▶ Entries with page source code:
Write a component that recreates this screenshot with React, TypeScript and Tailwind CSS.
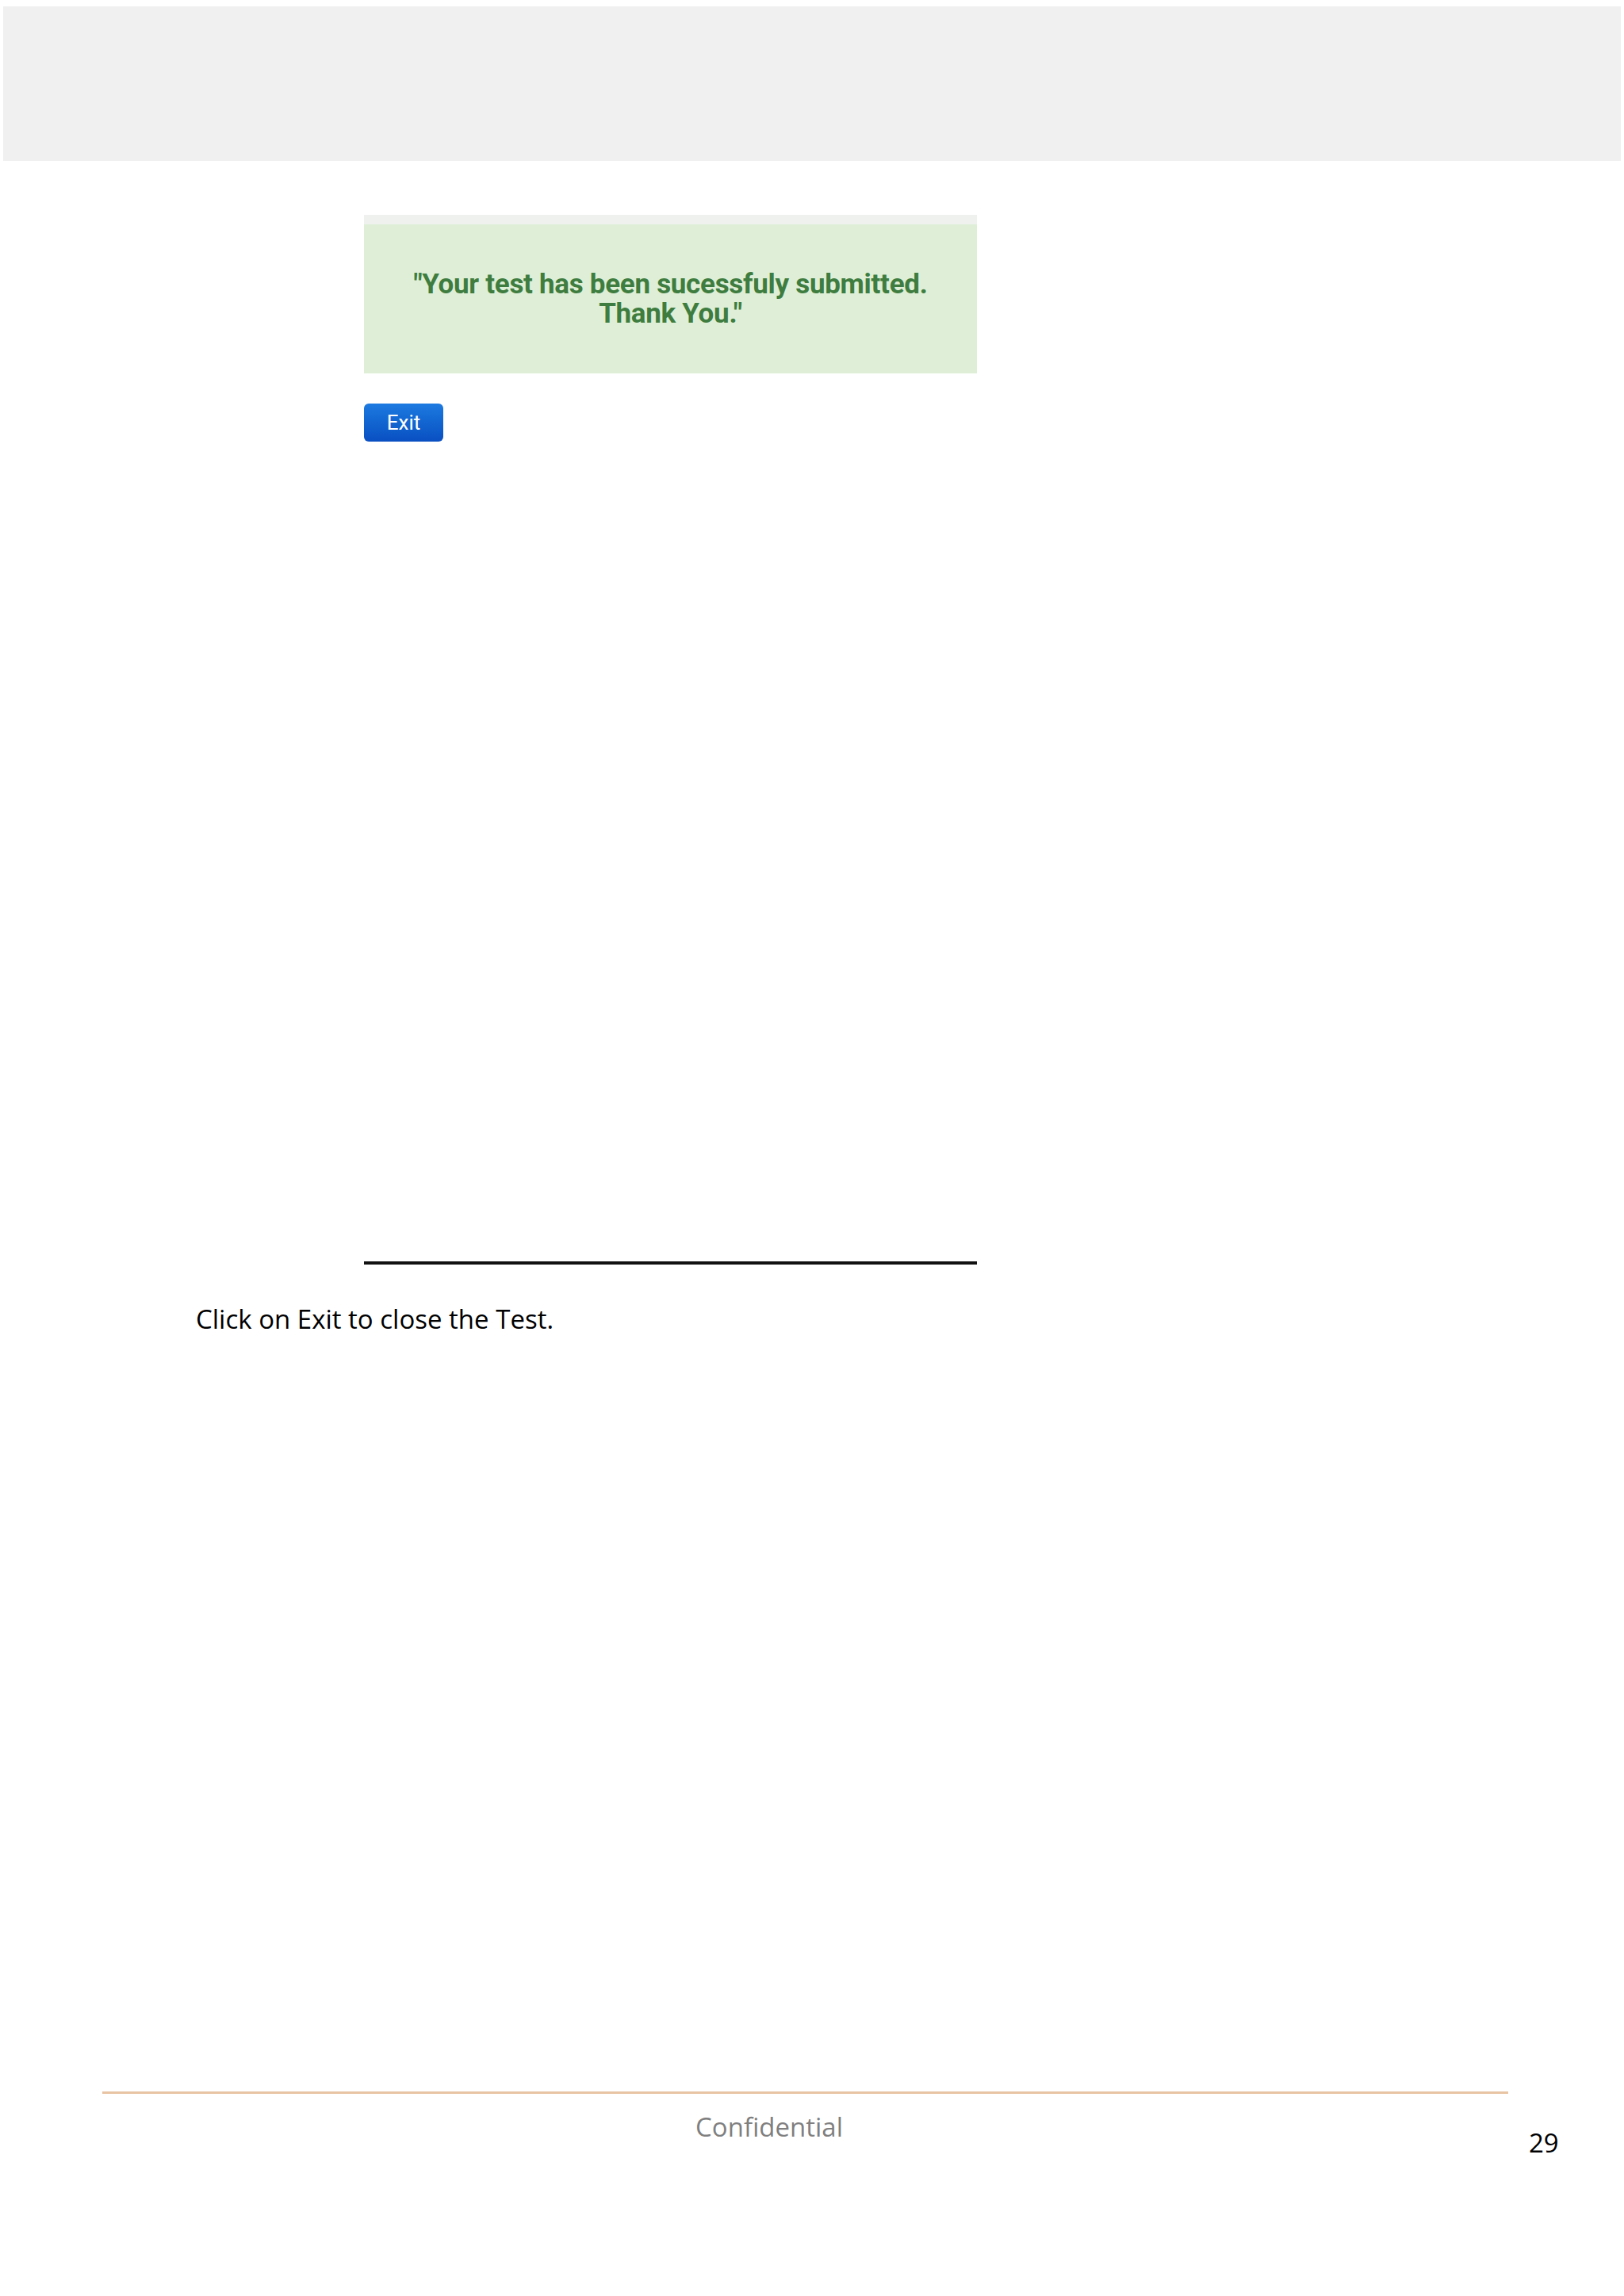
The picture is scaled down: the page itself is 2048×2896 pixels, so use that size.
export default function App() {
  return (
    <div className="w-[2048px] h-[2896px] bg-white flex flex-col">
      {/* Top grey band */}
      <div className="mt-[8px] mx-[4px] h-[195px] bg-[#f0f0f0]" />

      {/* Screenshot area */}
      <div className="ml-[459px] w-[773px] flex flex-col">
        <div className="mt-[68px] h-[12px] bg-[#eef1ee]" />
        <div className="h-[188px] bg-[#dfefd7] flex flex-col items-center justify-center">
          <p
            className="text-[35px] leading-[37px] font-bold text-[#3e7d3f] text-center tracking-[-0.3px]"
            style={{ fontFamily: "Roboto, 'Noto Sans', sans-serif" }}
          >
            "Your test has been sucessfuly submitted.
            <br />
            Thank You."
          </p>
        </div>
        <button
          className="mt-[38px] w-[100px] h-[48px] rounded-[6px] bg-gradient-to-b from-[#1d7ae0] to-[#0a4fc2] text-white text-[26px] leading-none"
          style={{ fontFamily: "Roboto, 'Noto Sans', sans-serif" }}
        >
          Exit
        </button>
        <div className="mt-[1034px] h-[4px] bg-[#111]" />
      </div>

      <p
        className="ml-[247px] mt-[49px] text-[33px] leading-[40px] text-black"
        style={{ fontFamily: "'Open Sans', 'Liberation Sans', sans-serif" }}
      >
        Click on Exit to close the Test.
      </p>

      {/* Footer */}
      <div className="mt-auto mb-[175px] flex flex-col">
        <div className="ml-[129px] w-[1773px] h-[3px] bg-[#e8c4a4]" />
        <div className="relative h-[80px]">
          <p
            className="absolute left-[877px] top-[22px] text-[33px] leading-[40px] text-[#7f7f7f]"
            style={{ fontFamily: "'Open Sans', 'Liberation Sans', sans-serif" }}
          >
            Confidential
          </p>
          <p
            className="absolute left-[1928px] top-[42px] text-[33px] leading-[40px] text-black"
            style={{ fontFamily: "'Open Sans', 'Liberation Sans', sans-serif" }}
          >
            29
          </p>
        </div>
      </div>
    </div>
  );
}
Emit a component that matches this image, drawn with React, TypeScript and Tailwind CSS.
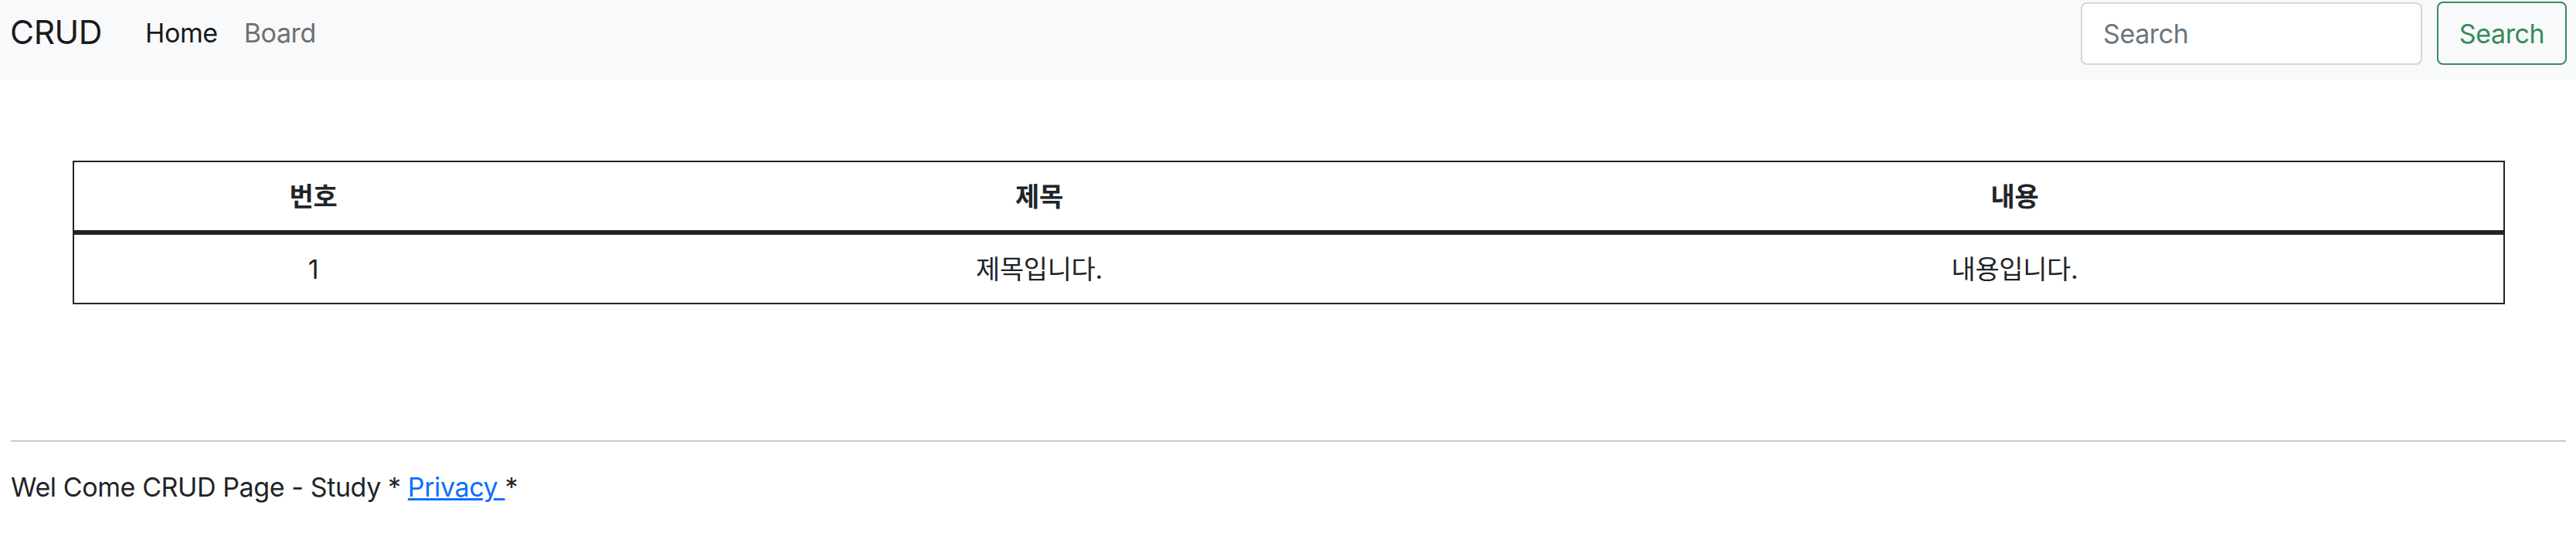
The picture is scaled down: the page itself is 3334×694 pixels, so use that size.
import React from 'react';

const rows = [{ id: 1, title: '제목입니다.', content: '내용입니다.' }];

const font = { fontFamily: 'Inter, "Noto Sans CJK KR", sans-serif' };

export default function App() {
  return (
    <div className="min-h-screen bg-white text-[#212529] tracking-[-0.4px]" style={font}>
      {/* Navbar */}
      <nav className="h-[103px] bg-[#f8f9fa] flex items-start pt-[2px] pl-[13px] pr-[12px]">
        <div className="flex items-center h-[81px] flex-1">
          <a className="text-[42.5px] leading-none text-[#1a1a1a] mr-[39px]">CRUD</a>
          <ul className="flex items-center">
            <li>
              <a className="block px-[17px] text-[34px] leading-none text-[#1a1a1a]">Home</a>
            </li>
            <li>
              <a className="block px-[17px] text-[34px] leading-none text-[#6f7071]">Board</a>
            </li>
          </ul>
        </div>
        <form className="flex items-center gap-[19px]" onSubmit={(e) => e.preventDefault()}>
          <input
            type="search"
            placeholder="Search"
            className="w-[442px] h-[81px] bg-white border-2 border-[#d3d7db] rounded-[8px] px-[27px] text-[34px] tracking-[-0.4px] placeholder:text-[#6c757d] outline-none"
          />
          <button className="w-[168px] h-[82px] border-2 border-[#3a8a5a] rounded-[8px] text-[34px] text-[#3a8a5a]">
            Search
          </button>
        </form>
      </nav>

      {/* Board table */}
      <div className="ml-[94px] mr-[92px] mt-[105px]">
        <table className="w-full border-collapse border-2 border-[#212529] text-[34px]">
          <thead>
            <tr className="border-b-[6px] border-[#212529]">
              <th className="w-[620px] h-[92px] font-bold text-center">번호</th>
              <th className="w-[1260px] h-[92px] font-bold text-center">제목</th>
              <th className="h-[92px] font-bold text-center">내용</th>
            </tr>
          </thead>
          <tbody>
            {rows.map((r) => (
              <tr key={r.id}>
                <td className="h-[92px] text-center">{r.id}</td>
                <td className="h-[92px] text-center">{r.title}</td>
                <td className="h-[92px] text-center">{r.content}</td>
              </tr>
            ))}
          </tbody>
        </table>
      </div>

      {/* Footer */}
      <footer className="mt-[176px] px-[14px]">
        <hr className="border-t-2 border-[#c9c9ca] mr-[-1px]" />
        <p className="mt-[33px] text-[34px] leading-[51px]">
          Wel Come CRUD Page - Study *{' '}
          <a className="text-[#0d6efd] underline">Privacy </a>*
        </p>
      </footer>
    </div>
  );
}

▶ Goal: Transcribe every record above exactly as written, leaving out any pictures.

▶ Complete answer:
Write a component that recreates this screenshot with React, TypeScript and Tailwind CSS.
The picture is scaled down: the page itself is 2048×2896 pixels, so use that size.
export default function App() {
  return (
    <div className="w-[2048px] h-[2896px] bg-white flex flex-col">
      {/* Top grey band */}
      <div className="mt-[8px] mx-[4px] h-[195px] bg-[#f0f0f0]" />

      {/* Screenshot area */}
      <div className="ml-[459px] w-[773px] flex flex-col">
        <div className="mt-[68px] h-[12px] bg-[#eef1ee]" />
        <div className="h-[188px] bg-[#dfefd7] flex flex-col items-center justify-center">
          <p
            className="text-[35px] leading-[37px] font-bold text-[#3e7d3f] text-center tracking-[-0.3px]"
            style={{ fontFamily: "Roboto, 'Noto Sans', sans-serif" }}
          >
            "Your test has been sucessfuly submitted.
            <br />
            Thank You."
          </p>
        </div>
        <button
          className="mt-[38px] w-[100px] h-[48px] rounded-[6px] bg-gradient-to-b from-[#1d7ae0] to-[#0a4fc2] text-white text-[26px] leading-none"
          style={{ fontFamily: "Roboto, 'Noto Sans', sans-serif" }}
        >
          Exit
        </button>
        <div className="mt-[1034px] h-[4px] bg-[#111]" />
      </div>

      <p
        className="ml-[247px] mt-[49px] text-[33px] leading-[40px] text-black"
        style={{ fontFamily: "'Open Sans', 'Liberation Sans', sans-serif" }}
      >
        Click on Exit to close the Test.
      </p>

      {/* Footer */}
      <div className="mt-auto mb-[175px] flex flex-col">
        <div className="ml-[129px] w-[1773px] h-[3px] bg-[#e8c4a4]" />
        <div className="relative h-[80px]">
          <p
            className="absolute left-[877px] top-[22px] text-[33px] leading-[40px] text-[#7f7f7f]"
            style={{ fontFamily: "'Open Sans', 'Liberation Sans', sans-serif" }}
          >
            Confidential
          </p>
          <p
            className="absolute left-[1928px] top-[42px] text-[33px] leading-[40px] text-black"
            style={{ fontFamily: "'Open Sans', 'Liberation Sans', sans-serif" }}
          >
            29
          </p>
        </div>
      </div>
    </div>
  );
}
Emit a component that matches this image, drawn with React, TypeScript and Tailwind CSS.
The picture is scaled down: the page itself is 3334×694 pixels, so use that size.
import React from 'react';

const rows = [{ id: 1, title: '제목입니다.', content: '내용입니다.' }];

const font = { fontFamily: 'Inter, "Noto Sans CJK KR", sans-serif' };

export default function App() {
  return (
    <div className="min-h-screen bg-white text-[#212529] tracking-[-0.4px]" style={font}>
      {/* Navbar */}
      <nav className="h-[103px] bg-[#f8f9fa] flex items-start pt-[2px] pl-[13px] pr-[12px]">
        <div className="flex items-center h-[81px] flex-1">
          <a className="text-[42.5px] leading-none text-[#1a1a1a] mr-[39px]">CRUD</a>
          <ul className="flex items-center">
            <li>
              <a className="block px-[17px] text-[34px] leading-none text-[#1a1a1a]">Home</a>
            </li>
            <li>
              <a className="block px-[17px] text-[34px] leading-none text-[#6f7071]">Board</a>
            </li>
          </ul>
        </div>
        <form className="flex items-center gap-[19px]" onSubmit={(e) => e.preventDefault()}>
          <input
            type="search"
            placeholder="Search"
            className="w-[442px] h-[81px] bg-white border-2 border-[#d3d7db] rounded-[8px] px-[27px] text-[34px] tracking-[-0.4px] placeholder:text-[#6c757d] outline-none"
          />
          <button className="w-[168px] h-[82px] border-2 border-[#3a8a5a] rounded-[8px] text-[34px] text-[#3a8a5a]">
            Search
          </button>
        </form>
      </nav>

      {/* Board table */}
      <div className="ml-[94px] mr-[92px] mt-[105px]">
        <table className="w-full border-collapse border-2 border-[#212529] text-[34px]">
          <thead>
            <tr className="border-b-[6px] border-[#212529]">
              <th className="w-[620px] h-[92px] font-bold text-center">번호</th>
              <th className="w-[1260px] h-[92px] font-bold text-center">제목</th>
              <th className="h-[92px] font-bold text-center">내용</th>
            </tr>
          </thead>
          <tbody>
            {rows.map((r) => (
              <tr key={r.id}>
                <td className="h-[92px] text-center">{r.id}</td>
                <td className="h-[92px] text-center">{r.title}</td>
                <td className="h-[92px] text-center">{r.content}</td>
              </tr>
            ))}
          </tbody>
        </table>
      </div>

      {/* Footer */}
      <footer className="mt-[176px] px-[14px]">
        <hr className="border-t-2 border-[#c9c9ca] mr-[-1px]" />
        <p className="mt-[33px] text-[34px] leading-[51px]">
          Wel Come CRUD Page - Study *{' '}
          <a className="text-[#0d6efd] underline">Privacy </a>*
        </p>
      </footer>
    </div>
  );
}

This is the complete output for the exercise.